The temporary “family” which had worked so closely together aboard the Amazon now dispersed. Most became part of another kind of family, the ward organizations of the various Latter-day Saint settlements. A high proportion settled first in Utah. Of the Amazon passengers for whom information has been located, ninety-eight percent lived in Utah during 1863–65. By 1891–1900, eighty-four percent still lived in Utah, while thirteen percent were in Idaho and three percent were elsewhere.

Success and tragedy alike met the immigrants in the western United States. One was struck and killed by a railroad train, leaving a large family. Another committed suicide, apparently in despair over the recent death of his wife. William Fowler became a school teacher in Manti, Utah, but died only two years after he immigrated. Some had marital difficulties. A few became disillusioned with their religion and left it entirely or abandoned church involvement. From all indications, however, the vast majority remained faithful to the Church, and most received the sacred ordinances of the Endowment House, which was used before temples were completed in Utah.

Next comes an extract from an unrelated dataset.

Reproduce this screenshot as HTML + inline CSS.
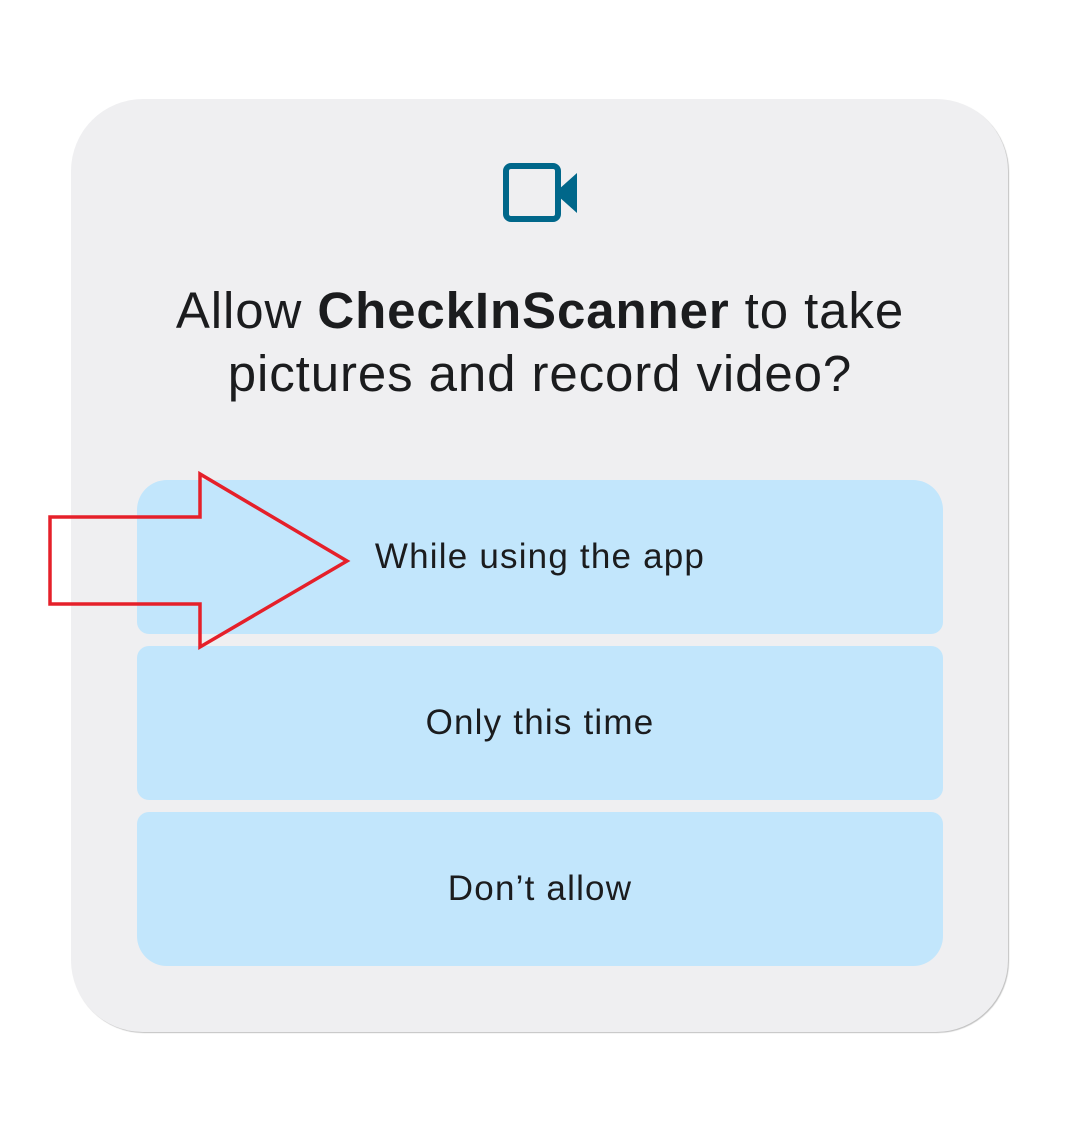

The Amazon immigrants’ achievements as individuals were notable. Edward L. Sloan became an outstanding writer and newspaper editor. Lavinia Triplett became Utah’s leading female vocalist in her day . The Castleton family became prominent merchants, the Larkins respected morticians. William McLachlan became the first president of the Pioneer Stake in Salt Lake City. And George Sutherland, an infant when the Amazon sailed, became a U.S. Senator and a justice of the United States Supreme Court. Others were bishops, patriarchs, state legislators, and fine parents—people who contributed in many ways to the building of their communities. To use Charles Dickens’ phrase, they became the “pick and flower” of western America.